STATED PROBLEM -
Output every line of the material exactly, omitting images.

STORED DATA -
▽

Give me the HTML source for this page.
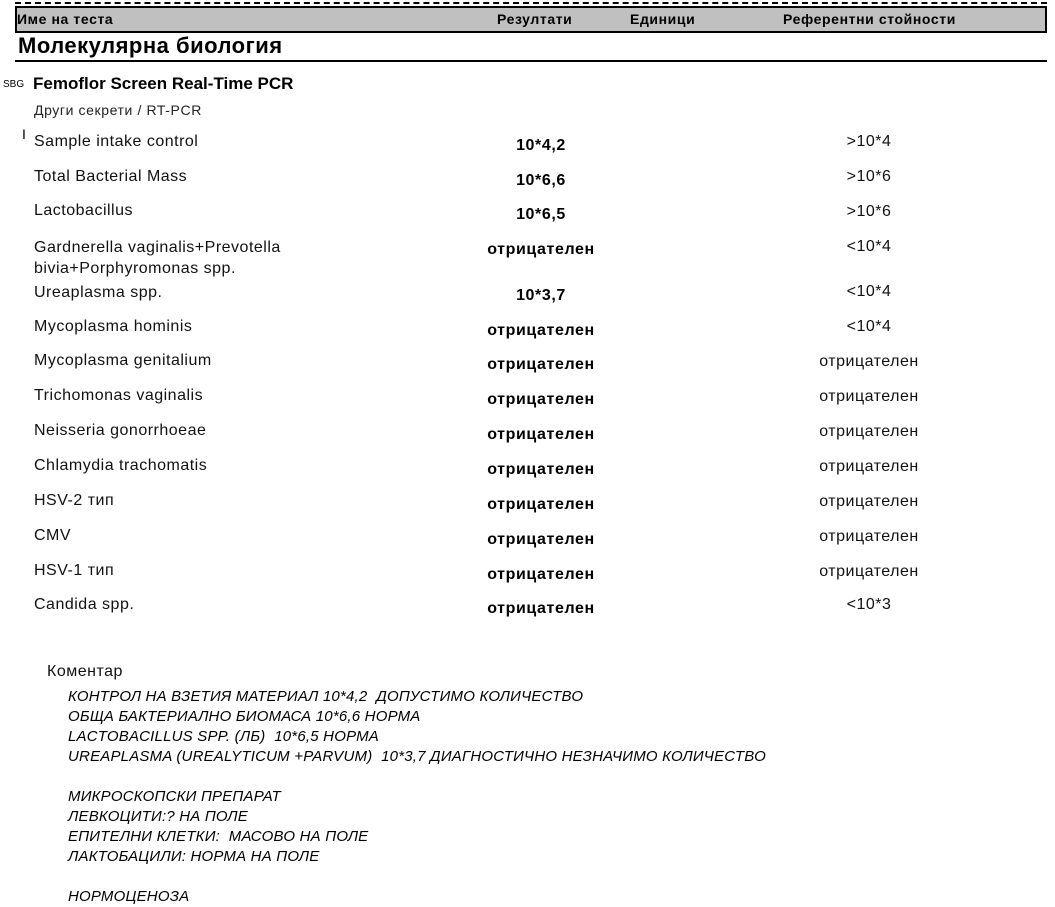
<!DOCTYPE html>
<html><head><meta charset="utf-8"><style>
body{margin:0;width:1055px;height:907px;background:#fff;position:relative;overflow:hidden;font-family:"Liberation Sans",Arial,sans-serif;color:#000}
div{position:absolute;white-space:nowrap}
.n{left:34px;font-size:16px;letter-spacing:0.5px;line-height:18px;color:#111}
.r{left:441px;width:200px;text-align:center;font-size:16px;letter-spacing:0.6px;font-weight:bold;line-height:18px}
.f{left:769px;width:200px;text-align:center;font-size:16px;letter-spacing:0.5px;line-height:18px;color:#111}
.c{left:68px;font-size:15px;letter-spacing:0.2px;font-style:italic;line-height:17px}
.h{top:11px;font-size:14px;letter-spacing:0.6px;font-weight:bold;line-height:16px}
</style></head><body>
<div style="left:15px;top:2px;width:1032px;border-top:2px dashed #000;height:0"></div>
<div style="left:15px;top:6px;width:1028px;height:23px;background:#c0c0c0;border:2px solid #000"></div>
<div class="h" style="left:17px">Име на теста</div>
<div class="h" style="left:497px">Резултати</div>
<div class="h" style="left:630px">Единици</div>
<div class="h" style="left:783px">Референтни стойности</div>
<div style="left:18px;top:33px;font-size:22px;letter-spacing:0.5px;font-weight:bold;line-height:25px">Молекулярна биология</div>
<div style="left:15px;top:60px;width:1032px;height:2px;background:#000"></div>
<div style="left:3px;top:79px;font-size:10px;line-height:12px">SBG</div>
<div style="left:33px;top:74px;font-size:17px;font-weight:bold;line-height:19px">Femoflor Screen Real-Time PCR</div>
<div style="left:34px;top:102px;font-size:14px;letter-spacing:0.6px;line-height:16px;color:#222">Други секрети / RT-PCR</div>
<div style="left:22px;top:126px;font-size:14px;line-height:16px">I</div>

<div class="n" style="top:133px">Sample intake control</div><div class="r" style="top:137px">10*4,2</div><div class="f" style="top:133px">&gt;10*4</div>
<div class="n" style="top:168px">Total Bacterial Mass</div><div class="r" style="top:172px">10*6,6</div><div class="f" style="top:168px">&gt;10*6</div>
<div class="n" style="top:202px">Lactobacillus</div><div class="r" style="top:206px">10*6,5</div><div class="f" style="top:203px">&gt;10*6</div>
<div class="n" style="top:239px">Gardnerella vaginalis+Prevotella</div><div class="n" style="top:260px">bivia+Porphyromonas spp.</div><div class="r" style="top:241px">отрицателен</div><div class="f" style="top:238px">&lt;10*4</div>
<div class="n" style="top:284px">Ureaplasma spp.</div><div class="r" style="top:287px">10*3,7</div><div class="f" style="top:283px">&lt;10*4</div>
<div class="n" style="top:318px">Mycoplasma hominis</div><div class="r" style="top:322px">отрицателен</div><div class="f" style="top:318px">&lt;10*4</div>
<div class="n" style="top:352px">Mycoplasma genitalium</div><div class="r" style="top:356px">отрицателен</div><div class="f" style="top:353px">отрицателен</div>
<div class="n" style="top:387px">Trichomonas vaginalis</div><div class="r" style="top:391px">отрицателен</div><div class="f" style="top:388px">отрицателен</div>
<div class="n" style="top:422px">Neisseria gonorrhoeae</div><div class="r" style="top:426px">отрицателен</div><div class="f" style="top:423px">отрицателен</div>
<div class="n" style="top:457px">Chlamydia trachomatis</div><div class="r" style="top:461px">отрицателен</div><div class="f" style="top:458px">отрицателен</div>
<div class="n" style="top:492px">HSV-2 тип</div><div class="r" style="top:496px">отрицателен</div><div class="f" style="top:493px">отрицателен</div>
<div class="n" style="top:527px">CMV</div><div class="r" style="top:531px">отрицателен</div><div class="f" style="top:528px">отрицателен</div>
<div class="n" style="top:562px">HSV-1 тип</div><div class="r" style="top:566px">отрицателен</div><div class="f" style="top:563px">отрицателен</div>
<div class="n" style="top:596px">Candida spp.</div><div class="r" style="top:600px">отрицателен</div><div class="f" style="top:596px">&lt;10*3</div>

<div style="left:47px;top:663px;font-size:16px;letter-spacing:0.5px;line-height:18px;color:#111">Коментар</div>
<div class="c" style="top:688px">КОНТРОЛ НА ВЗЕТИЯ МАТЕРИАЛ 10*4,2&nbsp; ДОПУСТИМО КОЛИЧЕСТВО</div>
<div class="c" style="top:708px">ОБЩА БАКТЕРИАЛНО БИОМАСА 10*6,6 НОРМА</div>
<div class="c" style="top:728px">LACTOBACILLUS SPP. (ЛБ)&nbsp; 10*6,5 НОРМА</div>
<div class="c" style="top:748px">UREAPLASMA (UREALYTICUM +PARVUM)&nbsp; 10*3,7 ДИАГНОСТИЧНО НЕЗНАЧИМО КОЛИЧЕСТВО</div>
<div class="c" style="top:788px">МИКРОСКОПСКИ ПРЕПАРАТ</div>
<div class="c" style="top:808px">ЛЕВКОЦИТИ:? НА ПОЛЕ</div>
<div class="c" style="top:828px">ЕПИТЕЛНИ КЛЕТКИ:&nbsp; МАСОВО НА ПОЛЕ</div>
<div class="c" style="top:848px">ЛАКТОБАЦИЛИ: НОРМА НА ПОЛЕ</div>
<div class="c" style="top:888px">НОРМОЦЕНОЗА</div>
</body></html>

△

WRITTEN RESPONSE -
Give me the HTML source for this page.
<!DOCTYPE html>
<html><head><meta charset="utf-8"><style>
body{margin:0;width:1055px;height:907px;background:#fff;position:relative;overflow:hidden;font-family:"Liberation Sans",Arial,sans-serif;color:#000}
div{position:absolute;white-space:nowrap}
.n{left:34px;font-size:16px;letter-spacing:0.5px;line-height:18px;color:#111}
.r{left:441px;width:200px;text-align:center;font-size:16px;letter-spacing:0.6px;font-weight:bold;line-height:18px}
.f{left:769px;width:200px;text-align:center;font-size:16px;letter-spacing:0.5px;line-height:18px;color:#111}
.c{left:68px;font-size:15px;letter-spacing:0.2px;font-style:italic;line-height:17px}
.h{top:11px;font-size:14px;letter-spacing:0.6px;font-weight:bold;line-height:16px}
</style></head><body>
<div style="left:15px;top:2px;width:1032px;border-top:2px dashed #000;height:0"></div>
<div style="left:15px;top:6px;width:1028px;height:23px;background:#c0c0c0;border:2px solid #000"></div>
<div class="h" style="left:17px">Име на теста</div>
<div class="h" style="left:497px">Резултати</div>
<div class="h" style="left:630px">Единици</div>
<div class="h" style="left:783px">Референтни стойности</div>
<div style="left:18px;top:33px;font-size:22px;letter-spacing:0.5px;font-weight:bold;line-height:25px">Молекулярна биология</div>
<div style="left:15px;top:60px;width:1032px;height:2px;background:#000"></div>
<div style="left:3px;top:79px;font-size:10px;line-height:12px">SBG</div>
<div style="left:33px;top:74px;font-size:17px;font-weight:bold;line-height:19px">Femoflor Screen Real-Time PCR</div>
<div style="left:34px;top:102px;font-size:14px;letter-spacing:0.6px;line-height:16px;color:#222">Други секрети / RT-PCR</div>
<div style="left:22px;top:126px;font-size:14px;line-height:16px">I</div>

<div class="n" style="top:133px">Sample intake control</div><div class="r" style="top:137px">10*4,2</div><div class="f" style="top:133px">&gt;10*4</div>
<div class="n" style="top:168px">Total Bacterial Mass</div><div class="r" style="top:172px">10*6,6</div><div class="f" style="top:168px">&gt;10*6</div>
<div class="n" style="top:202px">Lactobacillus</div><div class="r" style="top:206px">10*6,5</div><div class="f" style="top:203px">&gt;10*6</div>
<div class="n" style="top:239px">Gardnerella vaginalis+Prevotella</div><div class="n" style="top:260px">bivia+Porphyromonas spp.</div><div class="r" style="top:241px">отрицателен</div><div class="f" style="top:238px">&lt;10*4</div>
<div class="n" style="top:284px">Ureaplasma spp.</div><div class="r" style="top:287px">10*3,7</div><div class="f" style="top:283px">&lt;10*4</div>
<div class="n" style="top:318px">Mycoplasma hominis</div><div class="r" style="top:322px">отрицателен</div><div class="f" style="top:318px">&lt;10*4</div>
<div class="n" style="top:352px">Mycoplasma genitalium</div><div class="r" style="top:356px">отрицателен</div><div class="f" style="top:353px">отрицателен</div>
<div class="n" style="top:387px">Trichomonas vaginalis</div><div class="r" style="top:391px">отрицателен</div><div class="f" style="top:388px">отрицателен</div>
<div class="n" style="top:422px">Neisseria gonorrhoeae</div><div class="r" style="top:426px">отрицателен</div><div class="f" style="top:423px">отрицателен</div>
<div class="n" style="top:457px">Chlamydia trachomatis</div><div class="r" style="top:461px">отрицателен</div><div class="f" style="top:458px">отрицателен</div>
<div class="n" style="top:492px">HSV-2 тип</div><div class="r" style="top:496px">отрицателен</div><div class="f" style="top:493px">отрицателен</div>
<div class="n" style="top:527px">CMV</div><div class="r" style="top:531px">отрицателен</div><div class="f" style="top:528px">отрицателен</div>
<div class="n" style="top:562px">HSV-1 тип</div><div class="r" style="top:566px">отрицателен</div><div class="f" style="top:563px">отрицателен</div>
<div class="n" style="top:596px">Candida spp.</div><div class="r" style="top:600px">отрицателен</div><div class="f" style="top:596px">&lt;10*3</div>

<div style="left:47px;top:663px;font-size:16px;letter-spacing:0.5px;line-height:18px;color:#111">Коментар</div>
<div class="c" style="top:688px">КОНТРОЛ НА ВЗЕТИЯ МАТЕРИАЛ 10*4,2&nbsp; ДОПУСТИМО КОЛИЧЕСТВО</div>
<div class="c" style="top:708px">ОБЩА БАКТЕРИАЛНО БИОМАСА 10*6,6 НОРМА</div>
<div class="c" style="top:728px">LACTOBACILLUS SPP. (ЛБ)&nbsp; 10*6,5 НОРМА</div>
<div class="c" style="top:748px">UREAPLASMA (UREALYTICUM +PARVUM)&nbsp; 10*3,7 ДИАГНОСТИЧНО НЕЗНАЧИМО КОЛИЧЕСТВО</div>
<div class="c" style="top:788px">МИКРОСКОПСКИ ПРЕПАРАТ</div>
<div class="c" style="top:808px">ЛЕВКОЦИТИ:? НА ПОЛЕ</div>
<div class="c" style="top:828px">ЕПИТЕЛНИ КЛЕТКИ:&nbsp; МАСОВО НА ПОЛЕ</div>
<div class="c" style="top:848px">ЛАКТОБАЦИЛИ: НОРМА НА ПОЛЕ</div>
<div class="c" style="top:888px">НОРМОЦЕНОЗА</div>
</body></html>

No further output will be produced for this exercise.